The exceptions vary a bit, but look mostly like this:
RuntimeError: cuda runtime error (6) : the launch timed out and was terminated at /pytorch/aten/src/THC/generic/THCStorage.cpp:36

At the same time, a Xid is generated:
[ 647.295636] NVRM: Xid (PCI:0000:65:00): 8, Channel 00000010

What I already tried

  • (Driver Error) I tested different driver versions from 387 to 396.51 and cuda versions from 8.0 to 9.2 with same error. If it's a driver error, I think it is still persistent in the newest versions
  • (Thermal Issue) The error appears shortly after starting the training, at 60 degrees celsius GPU temp
  • (Bus Error) I made different stability tests from gpu_burn to unigine heaven. All stable. I also sent my graphics card to MSI that found no device failure
  • (User App Error) I tried running several quick start examples from different deep learning frameworks (e.g. from tensorflow and torch) that all yield this error. The code runs fine on CPU
  • (Power Supply) I tried a much more powerful power supply unit (Corsair) than I have now, the error stays the same
  • (RAM) memtest shows no errors after several hours
  • (BIOS) Is flashed to the most recent version
  • (GPU BIOS) The updater says there is no newer version for my GTX 1080 Ti
  • (Intel Microcode) I flashed it manually to the most recent version

Any help on spotting the cause of this Xid is highly appreciated.
nvidia-bug-report.log.gz (141 KB)

You pretty much ruled out everything, so the only advise I can give is that memtest is ineffective to check for a system memory fault. Please remove all but one memory module and check if the issue reappers, then check with the next memory module.
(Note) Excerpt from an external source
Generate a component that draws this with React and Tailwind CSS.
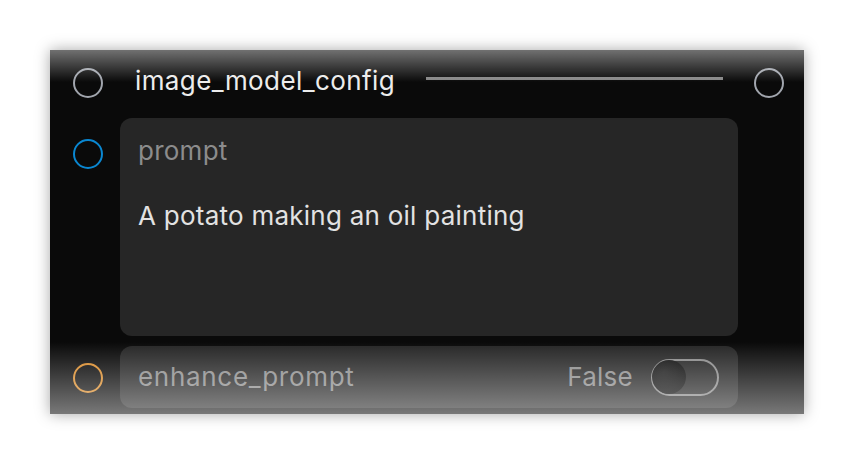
import React, { useState } from 'react';

const Port = ({ color }) => (
  <div className={`w-[30px] h-[30px] rounded-full border-[2.5px] ${color}`} />
);

const Toggle = ({ on, onChange }) => (
  <button
    onClick={() => onChange(!on)}
    className="relative w-[68px] h-[37px] rounded-full border-[2.5px] border-[#8a8a8a] bg-transparent p-0"
  >
    <span
      className={`absolute top-[-1px] w-[34px] h-[34px] rounded-full bg-[radial-gradient(circle_at_35%_35%,#1a1a1a,#050505)] ${
        on ? 'right-[-1px]' : 'left-[-1px]'
      }`}
    />
  </button>
);

const App = () => {
  const [enhance, setEnhance] = useState(false);

  return (
    <div
      className="w-[854px] h-[464px] bg-white pt-[50px] pl-[50px]"
      style={{ fontFamily: 'Inter, "Noto Sans", sans-serif' }}
    >
      <div className="relative w-[754px] h-[364px] overflow-hidden bg-[#0a0a0a] shadow-[0_0_14px_rgba(0,0,0,0.35)]">
        {/* node header */}
        <div className="flex items-center h-[66px] pl-[23px] pr-[20px]">
          <Port color="border-[#a1a5ad]" />
          <span className="ml-[32px] text-[26px] leading-[30px] tracking-[0.4px] text-[#ececec] -mt-[4px]">
            image_model_config
          </span>
          <div className="flex-1 mx-[31px] h-[3px] bg-[#858585] -mt-[10px]" />
          <Port color="border-[#a1a5ad]" />
        </div>

        {/* inputs */}
        <div className="flex flex-col gap-[10px] mt-[2px]">
          <div className="flex">
            <div className="w-[70px] pl-[23px] pt-[21px]">
              <Port color="border-[#0a87d1]" />
            </div>
            <div className="w-[618px] h-[218px] rounded-[12px] bg-[#262626] px-[18px] pt-[18px] tracking-[0.25px]">
              <div className="text-[26px] leading-[30px] text-[#8c8c8c]">prompt</div>
              <div className="mt-[35px] text-[26px] leading-[30px] text-[#e2e2e2]">
                A potato making an oil painting
              </div>
            </div>
          </div>

          <div className="flex">
            <div className="w-[70px] pl-[23px] pt-[17px]">
              <Port color="border-[#d98b2b]" />
            </div>
            <div className="w-[618px] h-[62px] rounded-[12px] bg-[#262626] pl-[18px] pr-[19px] flex items-center">
              <span className="text-[26px] leading-[30px] tracking-[0.7px] text-[#8c8c8c]">enhance_prompt</span>
              <span className="ml-auto mr-[18px] text-[26px] leading-[30px] tracking-[0.25px] text-[#8c8c8c]">
                {enhance ? 'True' : 'False'}
              </span>
              <Toggle on={enhance} onChange={setEnhance} />
            </div>
          </div>
        </div>

        {/* edge fades */}
        <div className="pointer-events-none absolute inset-x-0 top-0 h-[32px] bg-gradient-to-b from-[rgba(255,255,255,0.42)] to-transparent" />
        <div className="pointer-events-none absolute inset-x-0 bottom-0 h-[72px] bg-gradient-to-t from-[rgba(255,255,255,0.45)] to-transparent" />
      </div>
    </div>
  );
};

export default App;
Thanks for your answer. I forgot to mention that I also tried putting the GPU in another PC and the crash happened there too. I think this narrows it down to

  1. Driver error
  2. User App Error across multiple frameworks
  3. Still a GPU hardware error

I believe 3. is not very likely, because I assume/hope MSI has appropriate tools to detect hardware defects. 2. seems possible, but I cannot asses how likely a bug over multiple frameworks is. My current favorite is 1.

Do you have an idea how to differentiate a driver bug from another issue or how to contact a Nvidia developer to look at it?

Ok, I have a suspicion, https://devtalk.nvidia.com/default/topic/483643/cuda-the-launch-timed-out-and-was-terminated/
The problem might be that the gpu is also used to drive the display, running X. The cuda kernel then takes too much time and gets kicked by the driver so the display can be updated. Try stopping X and then running the samples.

This sounds promising. I added

Option “Interactive” “0”

to the Device section of my xorg.conf, will test stability for a few days with and without running X and report back.

Thanks, the kernel timeout was the problem. I’ll try to train in smaller chunks.